We are in Gythio. The plan for today is to ride to the End of the
World, and then to Kalamata. In Kalamata we hope to meet
Mr. Castrionhead from ADVrider.
The table is waiting for me and a glass of water. Sitting there I can
watch the ocean, and the people I can hear going about their lives out
on the street. But then again, my woman is here. The bed is warm.
The nagging needs of the body requires me to get up, regardless of how
much I would like to remain under the sheets. Then a light breakfast
where we meet a Swiss couple. They've seen our Italian bike, but are
disappointed to hear that they can not improve their Italian by
speaking to us. We let him improve his English instead :-)
The host tells us is the Liberation Day today. But not the end of
WW-II but rather liberation from the Turkish occupation (but I am
sorry to admit I forgot to ask when that happened). We are also told
that summer time will come in effect Saturday. But, if you recall,
two weeks ago (Third
day of Riding in Greece" a member of the crew stood looking at
my morning-stiff private parts as I got out of bed. That happened
because of summer time. Our host explains that Greece starts summer
time two weeks after the rest of Europe. Oh - OK. So maybe the ferry
to Igomenitza was on time, after all.
When we arrived in Gythio yesterday it was raining. We didn't notice
they have problems with a Napoli-style strike here too. We haven't
seen anything like this anywhere so I assume it is a local problem.
But notice, please, the building behind the orange machine.
Just as southern Italy, Greece is full of half-finished and abandoned
buildings. It is ugly, ugly, ugly. Here, as in Italy. I am willing
to bet a above-average bottle of Chiantio Classico that capital that
are left to rot like this, that capital comes from the black sector of
society. Here, as in Italy. I can not envision how white money,
already taxed, would be wasted to such a degree.
But what do I know?
Gythio is at the north-eastern end of Mani. Mani is a peninsula
sticking out towards the south from Peloponnese. At the end of Mani,
where the World as we know it ends, there is a temple. I haven't
found anything on Google about it so it is a fair assumption that we
will not meet any (other) tourists there. So, let's go there.
The main road on Mani follows the west coast. That is why we are
riding on the east coast. The road is of varying quality, but well
paved. We like the ride along the sea. The terrain is barren, rocks
and some grass, and then the blue sea.
Notice abandoned building.
We managed to roll from the hotel at nine thirty. It has rained all
night but now there is some sun. The road is drying up fast. When we
arrive at Kotronas it is time for coffee (even though we don't expect
to get anything but "coffee").
There is only one "bar", and the old lady seems surprised that we
prefer to sit outside. There is no-one inside, but a large TV on full
blast. It is nice and warm and even if there is no sun right now,
the ocean is calling for us to watch it.
We have stopped talking about the "coffee". Instead I dream of
smoking a cigarette. These quite mornings are dangerous. If She
wasn't here I might not have been able to resist.

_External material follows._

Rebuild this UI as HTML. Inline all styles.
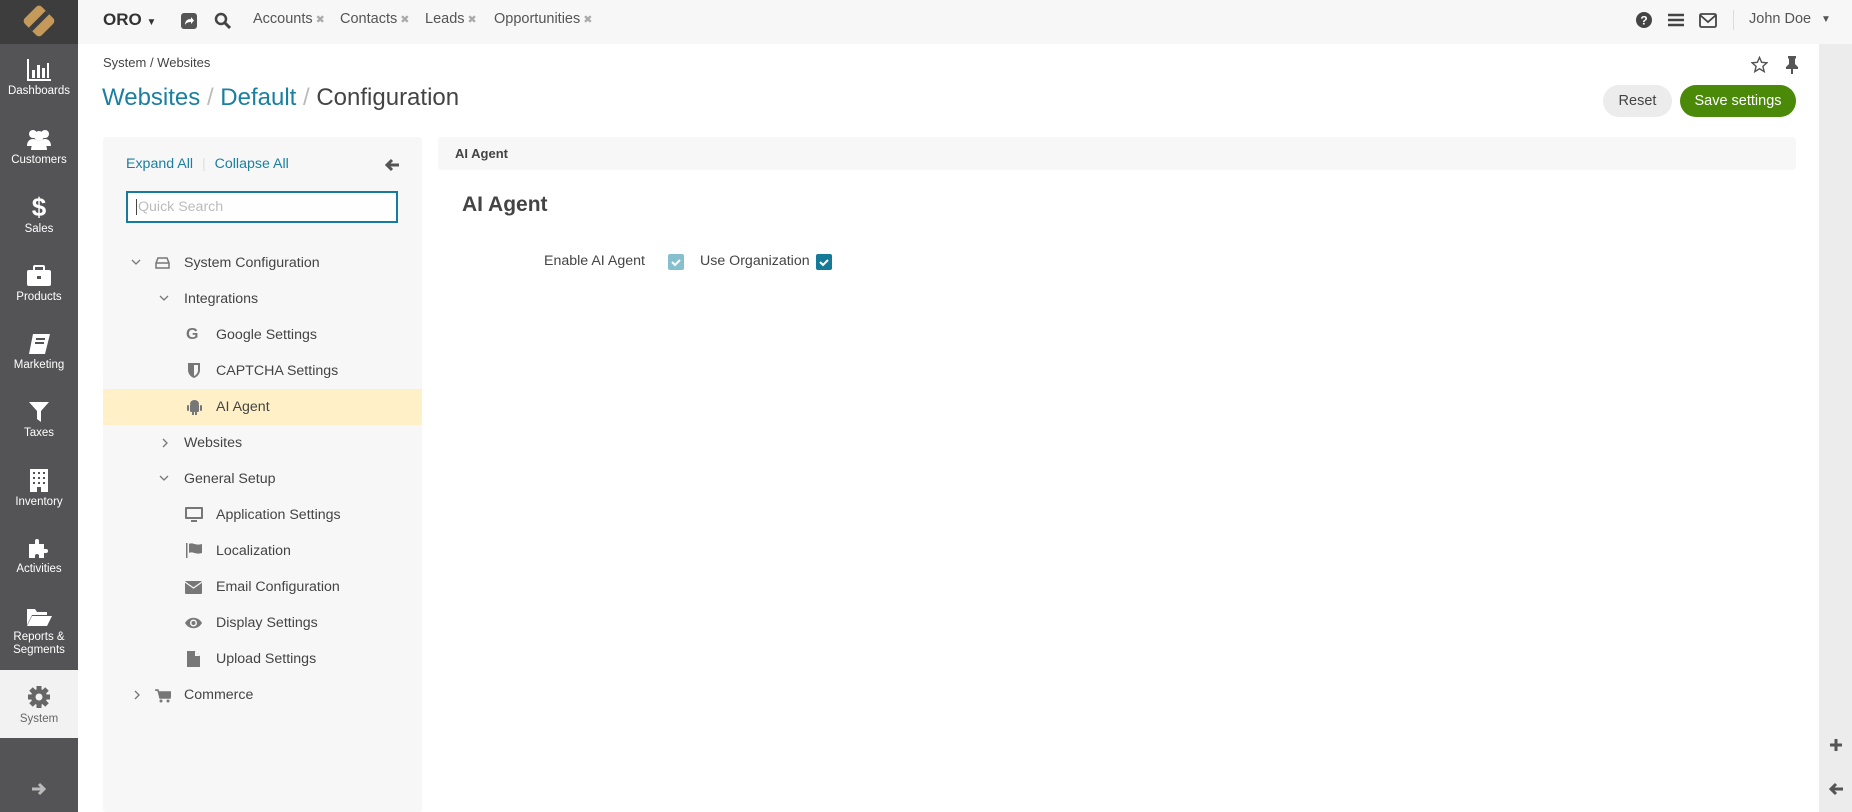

It is very, very quiet. Kotronas is at the bottom of a deep bay ---
dare I use the word fjord? --- the beach looks fantastic even though
it is too cold now. If you're in Greece on a warm summer day, punch
N36.61954 E22.49442 into your GPS and go there!
After "coffee" we continue south. On our way out of the village we
meet to donkeys (on their way home?). Donkeys? Let me tell you about
the [TaSK]-indicator of agriculture. Based on empirical
studies of the world as seen from my bike I conjecture that the profit
you can make from agriculture, and thus the possibility of making a
living from it without subsidizes, is inversely proportional to the
number of donkeys you see. This accuracy of this economic indicator
increases with gross national product.
Where did I last see a donkey? In Sicilia.
There are countless villages. All on hills, a good distance away from
Look at the two images above. One shows a village on Mani, the other
a similar sized one in Norway. Two things are immediately evident:
Even though the weather on Mani is much, much, much better, if you
intended to live from fishing, Norway was a better place to live.
No-one would have carried stone after stone all the way up on a hill
unless it was really, really necessary. Or, if you like, life here
was probably dangerous. Pirates and what-not would probably arrive
and wreck havoc on your life. For no good reason other than greed.
Then it is obvious that even far, far north the rain and generally bad
weather "works". It is green. Lush green (as opposed to Mani, at
least). We ride south on Mani and I think about the hardship. Living
here, being tormented by pirates while you try to scrape food for you
family from those barren rocks.
There is no luxury here. Not a single house is painted or plastered.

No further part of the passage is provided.